Let’s look at our perception problem from a more mechanical angle. Our senses are instruments that measure everything they perceive. When we hear a sound, we determine if it’s loud or soft; when we see an object, we can (usually) tell which color it is; and when we touch something, we immediately know if it’s warm or cool, wet or dry.

All measurement tools operate similarly. Think of a scale with a one-pound weight on it. The traditional weighing mechanism is made of a spring that stretches according to the weight, and a ruler that measures the tightness of the spring. Once the spring stops stretching and rests at a certain point, the numbers on the ruler indicate the weight. Actually, we are not measuring the weight, but the balance between the spring and the weight (Figure 10).

This is why Baal HaSulam says that we cannot perceive the Abstract Form, the object in and of itself, because we have absolutely no connection with it. If we can place the object on a spring and measure how it stretches the spring, we’ll get a result. But if we can’t measure what is happening on the outside, if we have no perception of the external object, it’s as though there is no object at all.

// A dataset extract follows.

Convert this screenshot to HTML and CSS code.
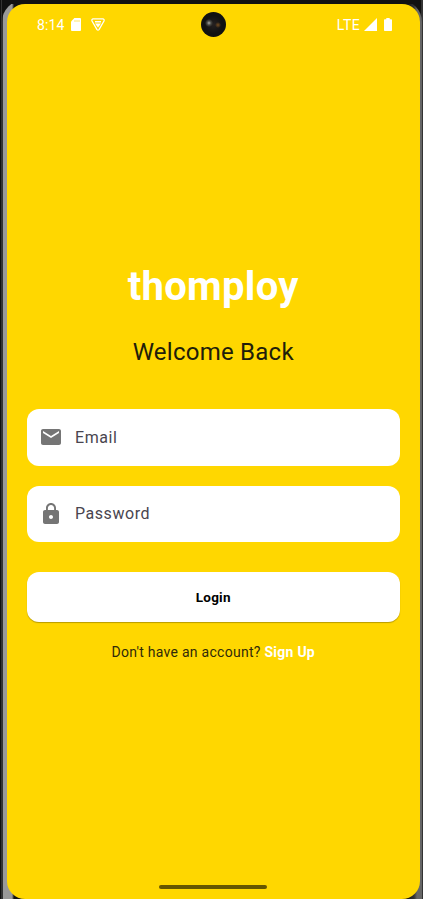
FILE: index.html
```html
<!DOCTYPE html>
<html lang="en">
<head>
<meta charset="utf-8">
<title>thomploy</title>
<link rel="stylesheet" href="styles.css">
</head>
<body>
<div class="device">
  <div class="bezel">
  <div class="screen">
    <header class="status">
      <span class="clock">8:14</span>
      <svg class="sd" width="10" height="13" viewBox="0 0 10 13"><path fill="#fff" d="M3.4 0H9a1 1 0 0 1 1 1v11a1 1 0 0 1-1 1H1a1 1 0 0 1-1-1V3.4z"/><path stroke="#ffe566" d="M4 2v2M6 2v2M8 2v2"/></svg>
      <svg class="vpn" width="14" height="13" viewBox="0 0 14 13" fill="none" stroke="#fff" stroke-linejoin="round"><path stroke-width="1.3" d="M2 .8h10q1.500.4 1 2.200L8 11.600q-1 1.200-2 0L1 3Q.5 1.200 2 .8z"/><path fill="#fff" stroke="none" d="M4 3h6v1.400H4zM4 5.600h6L7 9.600z"/></svg>
      <span class="network">LTE</span>
      <svg class="signal" width="13" height="13" viewBox="0 0 13 13"><path fill="#fff" d="M13 0v13H0z"/></svg>
      <svg class="battery" width="8" height="13" viewBox="0 0 8 13"><path fill="#fff" d="M2.3 0h3.4v1.2H7.2q.8 0 .8.8v10.2q0 .8-.8.8H.8q-.8 0-.8-.8V2q0-.8.8-.8h1.5z"/></svg>
      <i class="camera"></i>
    </header>
    <main>
      <h1><span>thomploy</span></h1>
      <h2><span>Welcome Back</span></h2>
      <div class="field">
        <svg width="24" height="24" viewBox="0 0 24 24"><path fill="#757575" d="M20 4H4c-1.1 0-1.99.9-1.99 2L2 18c0 1.1.9 2 2 2h16c1.1 0 2-.9 2-2V6c0-1.1-.9-2-2-2zm0 4l-8 5-8-5V6l8 5 8-5v2z"/></svg>
        <span class="label">Email</span>
      </div>
      <div class="field">
        <svg width="24" height="24" viewBox="0 0 24 24"><path fill="#757575" d="M18 8h-1V6c0-2.76-2.24-5-5-5S7 3.240 7 6v2H6c-1.100 0-2 .9-2 2v10c0 1.100.9 2 2 2h12c1.100 0 2-.9 2-2V10c0-1.100-.9-2-2-2zm-6 9c-1.100 0-2-.9-2-2s.9-2 2-2 2 .9 2 2-.9 2-2 2zm3.100-9H8.900V6c0-1.710 1.390-3.100 3.100-3.100s3.100 1.390 3.100 3.100v2z"/></svg>
        <span class="label">Password</span>
      </div>
      <button class="login"><span>Login</span></button>
      <p class="signup"><span>Don't have an account?</span> <a>Sign Up</a></p>
    </main>
    <div class="homebar"></div>
  </div>
  </div>
</div>
</body>
</html>
```
FILE: styles.css
```css
* { box-sizing: border-box; }
body { margin: 0; background: #111; font-family: Roboto, sans-serif; overflow: hidden; }
.device {
  height: 899px;
  padding: 0 1px 0 2px;
  background: linear-gradient(90deg, #111 0 1px, #333 1px 2px, #111 2px 421px, #333 421px);
}
.bezel {
  height: 899px;
  padding: 4px 2px 0 5px;
  border-radius: 22px 22px 0 0;
  background: linear-gradient(#111 0 4px, transparent 4px), linear-gradient(90deg, #333 0 1px, #999 1px 10px, #111 12px 405px, #333 412px, #666 415px);
}
.screen {
  height: 895px;
  display: flex;
  flex-direction: column;
  border-radius: 18px;
  background: #ffd700;
}
.status {
  position: relative;
  display: flex;
  align-items: center;
  height: 41px;
  padding: 0 28px 0 30px;
  color: #fff;
  font-size: 14px;
}
.clock { letter-spacing: .15px; }
.sd { margin-left: 6px; }
.vpn { margin-left: 10px; }
.network { margin-left: auto; letter-spacing: .4px; }
.signal { margin-left: 4px; }
.battery { margin-left: 7px; }
.camera {
  position: absolute;
  left: 194px;
  top: 8px;
  width: 25px;
  height: 25px;
  border-radius: 50%;
  background:
    radial-gradient(circle at 8px 11px, #aaa 0, #4a4a45 2px, transparent 4px),
    radial-gradient(circle at 17px 13px, #754c20 0, transparent 3px),
    radial-gradient(circle, #252020, #111 9px);
}
main { flex: 1; padding: 217px 20px 0 19.500px; }
h1, h2, p { margin: 0; text-align: center; white-space: nowrap; }
h1 { height: 50px; line-height: 50px; font-size: 40px; font-weight: 700; letter-spacing: .3px; color: #fff; }
h2 { height: 32px; margin: 24px 0 41px; line-height: 32px; font-size: 24px; font-weight: 400; letter-spacing: .25px; color: #211d0a; }
.field {
  display: flex;
  align-items: center;
  height: 56.500px;
  margin-bottom: 20px;
  padding-left: 12.500px;
  border-radius: 12px;
  background: #fff;
}
.label { margin-left: 12px; font-size: 16px; letter-spacing: .55px; color: #49454f; }
.login {
  display: block;
  width: 100%;
  height: 50px;
  margin-top: 30px;
  padding: 0;
  border: 0;
  border-radius: 12px;
  background: #fff;
  box-shadow: 0 1px 1px rgba(0, 0, 0, .28);
  font: 700 13.500px Roboto, sans-serif;
  letter-spacing: .25px;
  color: #000;
}
.signup { margin-top: 20px; line-height: 20px; font-size: 14px; letter-spacing: .27px; color: #302a0a; }
.signup a { color: #fff; font-weight: 700; }
.homebar { width: 108px; height: 4px; margin: 0 0 10px 152px; border-radius: 2px; background: #665600; }
```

Moreover, if we use a defective spring to measure an external object, we will get the wrong result. This is what happens when we grow older and our senses begin to deteriorate.

In spiritual terms, the outside world presents Abstract Forms to us, such as the weight. Using the spring and the dial—the will to receive and the intention to bestow—we measure how much of the Abstract Form we can receive. If we could build a gauge that would “measure” the Creator, we could sense Him just as we sense this world.

In fact, there is such a gauge—it is known as “the sixth sense.”